Objective >> Search the material below for the string "image" and extract each line that has it.
──────── Data listing ────────
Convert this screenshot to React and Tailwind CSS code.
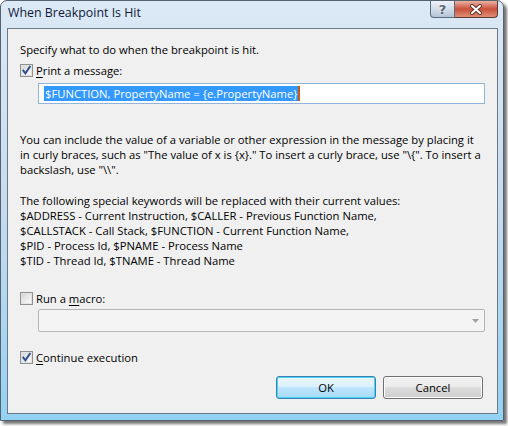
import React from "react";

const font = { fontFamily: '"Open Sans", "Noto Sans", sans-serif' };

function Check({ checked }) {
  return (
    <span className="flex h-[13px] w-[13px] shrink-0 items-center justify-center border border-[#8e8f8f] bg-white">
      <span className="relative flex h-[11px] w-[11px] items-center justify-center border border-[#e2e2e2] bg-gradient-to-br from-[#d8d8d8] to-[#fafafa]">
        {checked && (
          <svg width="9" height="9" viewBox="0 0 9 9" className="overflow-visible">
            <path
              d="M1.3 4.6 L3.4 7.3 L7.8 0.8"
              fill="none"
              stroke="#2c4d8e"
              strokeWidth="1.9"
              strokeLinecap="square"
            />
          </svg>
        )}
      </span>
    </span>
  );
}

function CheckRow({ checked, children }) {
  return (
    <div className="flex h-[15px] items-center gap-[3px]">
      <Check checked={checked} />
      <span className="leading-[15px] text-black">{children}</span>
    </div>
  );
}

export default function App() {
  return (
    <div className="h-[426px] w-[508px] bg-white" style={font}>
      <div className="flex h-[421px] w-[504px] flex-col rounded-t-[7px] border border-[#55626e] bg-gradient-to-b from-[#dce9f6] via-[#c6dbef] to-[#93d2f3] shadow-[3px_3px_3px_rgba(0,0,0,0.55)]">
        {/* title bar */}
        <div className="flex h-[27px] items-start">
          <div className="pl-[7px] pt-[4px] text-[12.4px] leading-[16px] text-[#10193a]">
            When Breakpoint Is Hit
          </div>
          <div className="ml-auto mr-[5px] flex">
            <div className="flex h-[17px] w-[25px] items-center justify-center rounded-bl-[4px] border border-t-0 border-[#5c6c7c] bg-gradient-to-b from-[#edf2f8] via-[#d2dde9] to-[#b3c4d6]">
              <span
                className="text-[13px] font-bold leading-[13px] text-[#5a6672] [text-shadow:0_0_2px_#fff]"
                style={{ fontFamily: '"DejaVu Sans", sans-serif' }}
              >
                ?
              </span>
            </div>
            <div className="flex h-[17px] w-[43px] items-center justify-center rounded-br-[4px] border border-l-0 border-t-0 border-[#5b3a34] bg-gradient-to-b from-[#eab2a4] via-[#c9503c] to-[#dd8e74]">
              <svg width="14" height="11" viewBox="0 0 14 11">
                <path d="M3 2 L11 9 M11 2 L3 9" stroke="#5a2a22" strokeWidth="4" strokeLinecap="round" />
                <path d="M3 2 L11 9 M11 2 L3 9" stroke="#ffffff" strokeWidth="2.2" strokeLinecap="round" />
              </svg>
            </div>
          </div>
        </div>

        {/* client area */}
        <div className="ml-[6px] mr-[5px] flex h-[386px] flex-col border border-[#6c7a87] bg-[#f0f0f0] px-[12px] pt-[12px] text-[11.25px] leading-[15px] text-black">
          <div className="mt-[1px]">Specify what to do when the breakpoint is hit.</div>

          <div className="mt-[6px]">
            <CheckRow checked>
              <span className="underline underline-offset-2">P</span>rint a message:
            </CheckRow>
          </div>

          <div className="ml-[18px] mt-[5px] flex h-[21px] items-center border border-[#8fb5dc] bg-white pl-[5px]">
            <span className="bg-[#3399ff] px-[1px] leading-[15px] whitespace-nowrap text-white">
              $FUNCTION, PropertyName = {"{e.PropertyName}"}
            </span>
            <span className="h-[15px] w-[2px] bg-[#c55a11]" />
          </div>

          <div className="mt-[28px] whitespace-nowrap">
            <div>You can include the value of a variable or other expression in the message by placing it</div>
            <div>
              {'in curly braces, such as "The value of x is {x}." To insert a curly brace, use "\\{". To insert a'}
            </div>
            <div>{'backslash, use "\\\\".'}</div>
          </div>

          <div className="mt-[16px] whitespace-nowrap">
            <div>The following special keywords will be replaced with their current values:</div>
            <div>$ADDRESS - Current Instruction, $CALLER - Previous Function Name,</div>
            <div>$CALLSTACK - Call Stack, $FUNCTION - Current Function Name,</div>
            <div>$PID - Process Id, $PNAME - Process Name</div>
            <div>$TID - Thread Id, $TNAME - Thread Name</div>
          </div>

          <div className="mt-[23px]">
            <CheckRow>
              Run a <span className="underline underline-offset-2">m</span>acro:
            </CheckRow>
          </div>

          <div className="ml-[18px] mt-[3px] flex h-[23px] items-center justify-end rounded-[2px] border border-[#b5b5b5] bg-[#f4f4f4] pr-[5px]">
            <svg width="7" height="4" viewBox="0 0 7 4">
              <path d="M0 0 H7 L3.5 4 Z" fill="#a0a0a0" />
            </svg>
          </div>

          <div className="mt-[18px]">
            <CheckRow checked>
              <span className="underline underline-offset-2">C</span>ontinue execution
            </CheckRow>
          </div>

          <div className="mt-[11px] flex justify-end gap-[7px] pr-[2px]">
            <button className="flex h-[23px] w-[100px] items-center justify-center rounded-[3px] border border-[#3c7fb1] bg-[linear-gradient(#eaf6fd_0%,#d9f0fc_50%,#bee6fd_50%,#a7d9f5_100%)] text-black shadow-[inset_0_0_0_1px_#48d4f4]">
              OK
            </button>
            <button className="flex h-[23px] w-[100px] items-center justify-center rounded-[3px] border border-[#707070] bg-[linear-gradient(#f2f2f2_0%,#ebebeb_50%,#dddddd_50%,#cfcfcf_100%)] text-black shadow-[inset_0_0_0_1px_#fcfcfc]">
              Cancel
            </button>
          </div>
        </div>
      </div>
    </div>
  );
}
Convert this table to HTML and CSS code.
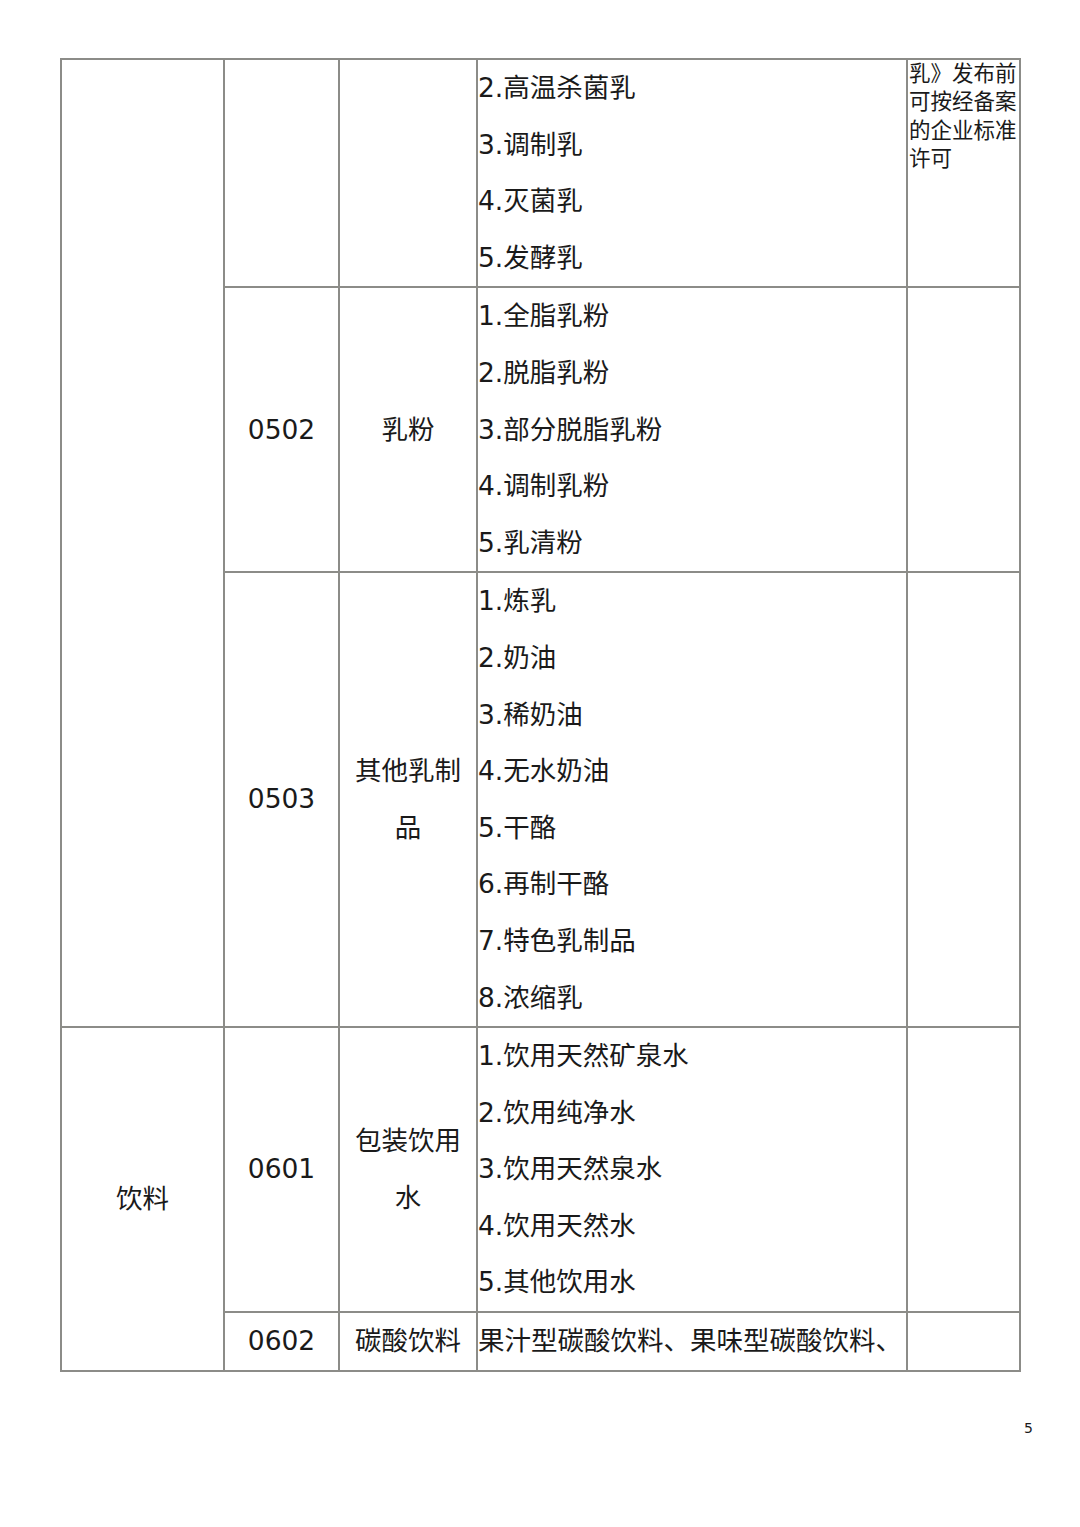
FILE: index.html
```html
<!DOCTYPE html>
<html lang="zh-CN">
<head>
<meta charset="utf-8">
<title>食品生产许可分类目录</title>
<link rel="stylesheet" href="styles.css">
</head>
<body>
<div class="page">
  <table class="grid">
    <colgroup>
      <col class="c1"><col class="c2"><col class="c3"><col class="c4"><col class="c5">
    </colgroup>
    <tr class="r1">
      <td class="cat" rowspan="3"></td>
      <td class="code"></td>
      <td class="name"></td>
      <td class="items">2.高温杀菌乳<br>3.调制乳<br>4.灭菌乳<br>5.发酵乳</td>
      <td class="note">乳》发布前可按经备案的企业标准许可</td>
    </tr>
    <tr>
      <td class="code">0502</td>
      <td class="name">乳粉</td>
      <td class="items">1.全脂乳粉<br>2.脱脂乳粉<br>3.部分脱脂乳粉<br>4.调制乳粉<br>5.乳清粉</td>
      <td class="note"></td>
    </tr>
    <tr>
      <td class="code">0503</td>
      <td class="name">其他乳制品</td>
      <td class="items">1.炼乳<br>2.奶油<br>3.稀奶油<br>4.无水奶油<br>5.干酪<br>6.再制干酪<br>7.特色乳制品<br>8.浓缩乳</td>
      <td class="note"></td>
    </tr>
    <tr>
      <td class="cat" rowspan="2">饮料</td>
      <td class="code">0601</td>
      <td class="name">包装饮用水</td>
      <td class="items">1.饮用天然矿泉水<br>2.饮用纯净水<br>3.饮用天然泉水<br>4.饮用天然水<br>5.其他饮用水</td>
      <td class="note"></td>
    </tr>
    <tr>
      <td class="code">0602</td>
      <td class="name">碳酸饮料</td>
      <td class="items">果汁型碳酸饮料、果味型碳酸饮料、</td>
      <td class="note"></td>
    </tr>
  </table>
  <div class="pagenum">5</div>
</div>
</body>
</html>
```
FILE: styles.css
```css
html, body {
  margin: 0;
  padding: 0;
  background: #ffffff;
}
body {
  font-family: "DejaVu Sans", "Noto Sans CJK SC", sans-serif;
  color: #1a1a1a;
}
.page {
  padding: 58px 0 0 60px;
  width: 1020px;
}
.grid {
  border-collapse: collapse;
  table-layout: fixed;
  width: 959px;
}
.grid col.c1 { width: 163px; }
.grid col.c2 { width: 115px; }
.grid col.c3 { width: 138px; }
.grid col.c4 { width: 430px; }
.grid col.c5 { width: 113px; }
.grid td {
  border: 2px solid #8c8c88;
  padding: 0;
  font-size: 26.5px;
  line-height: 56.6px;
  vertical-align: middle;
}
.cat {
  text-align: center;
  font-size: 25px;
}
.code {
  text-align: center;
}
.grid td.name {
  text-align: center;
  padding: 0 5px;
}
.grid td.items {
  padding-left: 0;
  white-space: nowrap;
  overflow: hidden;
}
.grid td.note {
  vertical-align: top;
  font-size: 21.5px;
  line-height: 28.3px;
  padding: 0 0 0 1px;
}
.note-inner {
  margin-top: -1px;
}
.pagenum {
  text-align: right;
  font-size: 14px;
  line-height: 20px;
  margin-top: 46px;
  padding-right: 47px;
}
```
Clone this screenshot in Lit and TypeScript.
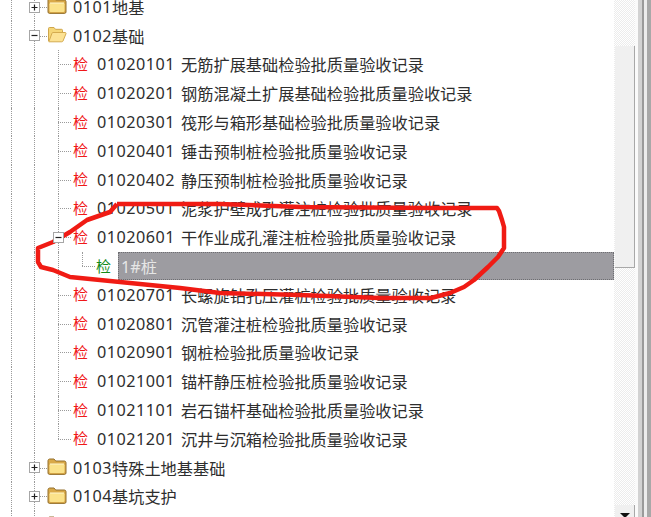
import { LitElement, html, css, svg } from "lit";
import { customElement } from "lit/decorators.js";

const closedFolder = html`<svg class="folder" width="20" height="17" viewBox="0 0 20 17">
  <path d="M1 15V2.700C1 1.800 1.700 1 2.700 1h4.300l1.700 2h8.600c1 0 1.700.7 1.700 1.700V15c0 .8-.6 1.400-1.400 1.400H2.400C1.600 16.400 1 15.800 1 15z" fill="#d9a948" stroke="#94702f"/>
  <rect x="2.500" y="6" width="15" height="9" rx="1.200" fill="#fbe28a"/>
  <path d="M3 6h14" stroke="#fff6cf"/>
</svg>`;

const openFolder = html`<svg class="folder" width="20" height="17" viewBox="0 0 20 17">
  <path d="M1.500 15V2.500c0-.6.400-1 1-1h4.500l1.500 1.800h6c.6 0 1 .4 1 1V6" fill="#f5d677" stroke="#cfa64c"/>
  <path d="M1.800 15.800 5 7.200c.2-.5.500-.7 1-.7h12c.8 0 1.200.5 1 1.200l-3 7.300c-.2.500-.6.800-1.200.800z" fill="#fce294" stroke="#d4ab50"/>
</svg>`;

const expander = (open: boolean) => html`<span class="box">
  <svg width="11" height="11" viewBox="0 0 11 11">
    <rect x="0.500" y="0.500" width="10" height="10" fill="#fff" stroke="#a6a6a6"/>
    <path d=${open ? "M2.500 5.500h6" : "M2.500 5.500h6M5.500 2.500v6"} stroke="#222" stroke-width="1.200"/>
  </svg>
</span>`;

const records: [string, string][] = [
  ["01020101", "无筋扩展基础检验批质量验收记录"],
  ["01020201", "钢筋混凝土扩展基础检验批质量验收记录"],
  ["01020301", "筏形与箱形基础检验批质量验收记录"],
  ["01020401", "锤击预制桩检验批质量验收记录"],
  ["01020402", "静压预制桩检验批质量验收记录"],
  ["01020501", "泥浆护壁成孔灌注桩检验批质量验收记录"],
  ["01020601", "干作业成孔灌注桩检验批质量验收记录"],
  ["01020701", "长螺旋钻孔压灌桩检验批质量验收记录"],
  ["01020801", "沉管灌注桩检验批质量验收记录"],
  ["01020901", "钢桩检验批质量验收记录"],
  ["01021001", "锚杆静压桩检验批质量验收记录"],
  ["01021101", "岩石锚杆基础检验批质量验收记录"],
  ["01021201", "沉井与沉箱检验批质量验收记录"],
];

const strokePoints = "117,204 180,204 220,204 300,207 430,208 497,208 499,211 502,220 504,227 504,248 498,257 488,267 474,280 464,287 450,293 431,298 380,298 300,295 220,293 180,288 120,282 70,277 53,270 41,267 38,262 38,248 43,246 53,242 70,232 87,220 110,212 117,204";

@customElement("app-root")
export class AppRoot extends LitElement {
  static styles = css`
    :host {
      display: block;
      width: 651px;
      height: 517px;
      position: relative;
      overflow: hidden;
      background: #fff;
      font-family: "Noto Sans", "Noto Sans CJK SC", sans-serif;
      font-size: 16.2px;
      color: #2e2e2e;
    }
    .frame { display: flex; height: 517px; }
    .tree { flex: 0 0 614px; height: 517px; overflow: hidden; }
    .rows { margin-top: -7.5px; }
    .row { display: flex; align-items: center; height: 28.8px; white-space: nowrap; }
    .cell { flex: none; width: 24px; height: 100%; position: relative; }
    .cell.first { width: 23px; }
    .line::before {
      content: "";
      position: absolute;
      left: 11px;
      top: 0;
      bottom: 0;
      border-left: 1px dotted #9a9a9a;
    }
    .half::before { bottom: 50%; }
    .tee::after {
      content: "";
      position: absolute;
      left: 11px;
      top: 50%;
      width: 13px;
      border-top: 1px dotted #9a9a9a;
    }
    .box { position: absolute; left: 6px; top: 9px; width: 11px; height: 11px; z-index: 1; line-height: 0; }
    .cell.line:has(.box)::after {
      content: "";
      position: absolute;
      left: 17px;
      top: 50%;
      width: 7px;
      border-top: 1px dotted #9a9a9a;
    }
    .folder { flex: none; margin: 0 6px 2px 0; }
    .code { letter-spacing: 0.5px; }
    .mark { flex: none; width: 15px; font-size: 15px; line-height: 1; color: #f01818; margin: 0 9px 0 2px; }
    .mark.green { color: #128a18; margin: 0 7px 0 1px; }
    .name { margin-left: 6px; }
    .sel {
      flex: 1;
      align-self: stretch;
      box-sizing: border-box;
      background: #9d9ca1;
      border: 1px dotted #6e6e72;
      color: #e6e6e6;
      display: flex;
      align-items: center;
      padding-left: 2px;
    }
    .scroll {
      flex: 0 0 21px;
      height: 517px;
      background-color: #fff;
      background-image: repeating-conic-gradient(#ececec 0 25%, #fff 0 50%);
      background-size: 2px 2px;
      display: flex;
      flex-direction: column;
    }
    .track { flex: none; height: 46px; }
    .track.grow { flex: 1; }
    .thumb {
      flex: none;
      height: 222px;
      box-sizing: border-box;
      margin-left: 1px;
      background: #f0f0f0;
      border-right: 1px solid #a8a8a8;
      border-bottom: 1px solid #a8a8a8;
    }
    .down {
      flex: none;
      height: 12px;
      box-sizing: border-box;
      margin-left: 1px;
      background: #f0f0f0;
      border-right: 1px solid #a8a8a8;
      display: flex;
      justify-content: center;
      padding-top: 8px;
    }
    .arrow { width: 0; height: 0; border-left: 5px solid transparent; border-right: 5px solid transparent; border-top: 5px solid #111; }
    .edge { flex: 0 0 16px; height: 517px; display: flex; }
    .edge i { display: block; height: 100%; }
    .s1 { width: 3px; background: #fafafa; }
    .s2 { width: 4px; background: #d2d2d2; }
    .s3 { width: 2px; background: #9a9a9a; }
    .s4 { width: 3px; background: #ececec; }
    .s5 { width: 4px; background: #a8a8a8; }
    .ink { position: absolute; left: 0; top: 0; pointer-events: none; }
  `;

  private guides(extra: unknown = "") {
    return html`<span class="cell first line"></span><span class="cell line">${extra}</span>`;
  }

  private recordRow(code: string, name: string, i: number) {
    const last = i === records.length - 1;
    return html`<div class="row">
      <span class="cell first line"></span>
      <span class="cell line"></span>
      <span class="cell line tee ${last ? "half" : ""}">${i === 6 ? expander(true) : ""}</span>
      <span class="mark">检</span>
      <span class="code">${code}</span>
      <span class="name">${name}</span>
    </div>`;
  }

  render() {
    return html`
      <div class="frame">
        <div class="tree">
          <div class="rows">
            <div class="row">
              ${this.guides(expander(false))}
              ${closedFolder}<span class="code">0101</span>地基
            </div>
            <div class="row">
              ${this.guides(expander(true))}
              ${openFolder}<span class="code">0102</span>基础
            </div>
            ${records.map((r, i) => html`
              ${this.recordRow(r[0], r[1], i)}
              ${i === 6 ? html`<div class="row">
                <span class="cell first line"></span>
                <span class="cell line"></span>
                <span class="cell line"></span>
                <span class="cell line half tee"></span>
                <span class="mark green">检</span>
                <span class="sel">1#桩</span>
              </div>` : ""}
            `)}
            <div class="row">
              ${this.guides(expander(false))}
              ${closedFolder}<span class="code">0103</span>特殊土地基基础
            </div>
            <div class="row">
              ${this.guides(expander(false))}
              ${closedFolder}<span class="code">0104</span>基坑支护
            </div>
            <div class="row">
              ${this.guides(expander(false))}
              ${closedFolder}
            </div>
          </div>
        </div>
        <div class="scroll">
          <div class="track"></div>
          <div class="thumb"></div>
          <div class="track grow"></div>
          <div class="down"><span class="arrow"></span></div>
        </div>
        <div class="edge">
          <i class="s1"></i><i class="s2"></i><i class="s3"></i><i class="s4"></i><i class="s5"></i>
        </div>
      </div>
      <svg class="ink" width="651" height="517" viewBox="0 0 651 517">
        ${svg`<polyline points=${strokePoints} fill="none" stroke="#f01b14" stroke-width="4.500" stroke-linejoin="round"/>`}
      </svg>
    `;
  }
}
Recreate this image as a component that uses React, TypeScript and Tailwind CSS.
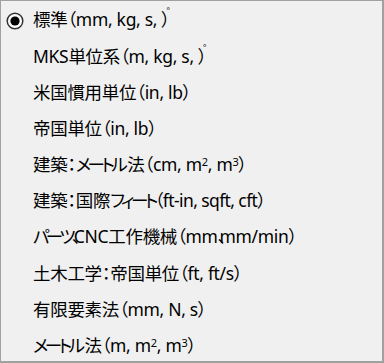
────────
Task result >>
      background-image: repeating-conic-gradient(#ececec 0 25%, #fff 0 50%);
Recreate this image as a component that uses React, TypeScript and Tailwind CSS.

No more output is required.